Ann Hodgman, writing in Smithsonian Magazine, explains that in 1968, immediately following the assassination of Robert Kennedy, a months-old television show called “Mister Roger’s Neighborhood,” decided to address the issue of gun violence in a way that would help children with “processing the assassination- the second in the United States in just two months.” 

Hodgman goes on to describe other ways the show’s creator, Fred Rogers, dealt with the topic over the years. Here’s one example:

“The terrorist attacks of September 11, 2001, took place after Rogers had finished filming his final shows, but he taped a public service announcement for parents and caregivers—‘those of you who grew up with us’ - asking them to protect a new generation of children. ‘I’m so grateful to you for helping the children in your life to know that you’ll do everything you can to keep them safe and to help them express their feelings in ways that will bring healing in many different neighborhoods.’

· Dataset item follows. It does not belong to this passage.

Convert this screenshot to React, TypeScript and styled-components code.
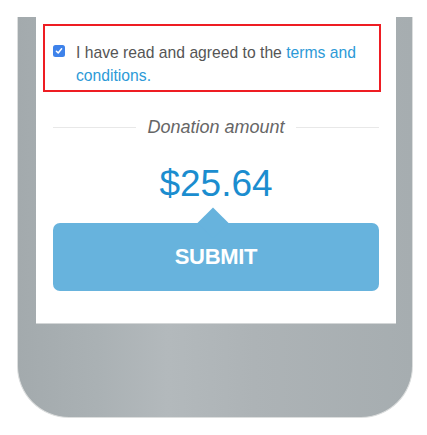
import React from "react";
import styled, { createGlobalStyle } from "styled-components";

const GlobalStyle = createGlobalStyle`
  html, body {
    margin: 0;
    padding: 0;
    background: #ffffff;
  }
  body {
    font-family: "Liberation Sans", Arial, sans-serif;
  }
`;

const Page = styled.div`
  width: 427px;
  height: 435px;
  padding: 17px 0 0 17px;
  box-sizing: border-box;
`;

const PhoneBody = styled.div`
  width: 396px;
  height: 401px;
  box-sizing: border-box;
  padding: 0 16px 0 18px;
  border: 1.5px solid #dcdede;
  border-top: none;
  border-radius: 0 0 52px 52px;
  background: linear-gradient(
    90deg,
    #a3aaad 0%,
    #aab1b4 20%,
    #b3b9bc 38%,
    #adb3b6 60%,
    #a6adb0 100%
  );
`;

const Screen = styled.div`
  height: 306px;
  background: #ffffff;
  display: flex;
  flex-direction: column;
  box-shadow: 0 1px 0 #d3d6d7;
`;

const AgreeBox = styled.label`
  display: flex;
  align-items: flex-start;
  margin: 7px 15px 0 7px;
  padding: 15px 8px 3px 8px;
  border: 2px solid #ee1d23;
  font-size: 15.7px;
  line-height: 23px;
  color: #555555;
`;

const CheckMark = styled.span`
  flex: none;
  width: 12px;
  height: 12px;
  margin: 4px 11px 0 0;
  border-radius: 2.5px;
  background: #3e82ea;
  display: flex;
  align-items: center;
  justify-content: center;
`;

const Terms = styled.a`
  color: #2d9ad7;
  text-decoration: none;
`;

const AmountLabel = styled.div`
  display: flex;
  align-items: center;
  gap: 11px;
  margin: 23px 17px 0;
  height: 24px;
  font-size: 18px;
  font-style: italic;
  color: #666666;
  white-space: nowrap;

  &::before,
  &::after {
    content: "";
    flex: 1;
    height: 1px;
    background: #e8e8e8;
  }
`;

const Amount = styled.div`
  margin-top: 27px;
  text-align: center;
  font-size: 37px;
  line-height: 36px;
  color: #1b8dcf;
`;

const SubmitButton = styled.button`
  position: relative;
  margin: 21px 17px 0;
  height: 68px;
  border: none;
  border-radius: 7px;
  background: #67b3dd;
  color: #ffffff;
  font-family: "Liberation Sans", Arial, sans-serif;
  font-weight: bold;
  font-size: 22px;
  letter-spacing: -0.3px;
  cursor: pointer;

  &::before {
    content: "";
    position: absolute;
    left: 50%;
    top: -11px;
    width: 22px;
    height: 22px;
    margin-left: -14px;
    background: #67b3dd;
    transform: rotate(45deg);
  }
`;

const App: React.FC = () => {
  return (
    <>
      <GlobalStyle />
      <Page>
        <PhoneBody>
          <Screen>
            <AgreeBox>
              <CheckMark>
                <svg width="8" height="8" viewBox="0 0 8 8">
                  <path
                    d="M1.4 4.2 L3.2 5.9 L6.6 1.8"
                    fill="none"
                    stroke="#ffffff"
                    strokeWidth="1.5"
                    strokeLinecap="round"
                    strokeLinejoin="round"
                  />
                </svg>
              </CheckMark>
              <span>
                I have read and agreed to the{" "}
                <Terms href="#">terms and conditions.</Terms>
              </span>
            </AgreeBox>
            <AmountLabel>Donation amount</AmountLabel>
            <Amount>$25.64</Amount>
            <SubmitButton>SUBMIT</SubmitButton>
          </Screen>
        </PhoneBody>
      </Page>
    </>
  );
};

export default App;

Fred Rogers died in 2003, at age 74, but we still reach for his words. After the mass shooting at Marjory Stoneman Douglas High School in February, after the Florida International University bridge collapse, after the Austin bombings, after each tragedy, Mister Rogers reappears as a social media meme. In countless Twitter and Facebook posts, a sentiment Rogers first voiced to make John Lennon’s death in 1980 less scary is superimposed over an image of the man with a saintly smile and a cardigan: When I was a boy and I would see scary things in the news, my mother would say to me, ‘Look for the helpers. You will always find people who are helping.’

Fred Rogers was one of those helpers and he believed that each of us could be, too. He liked us just the way we are, but he also gave us a way to be better.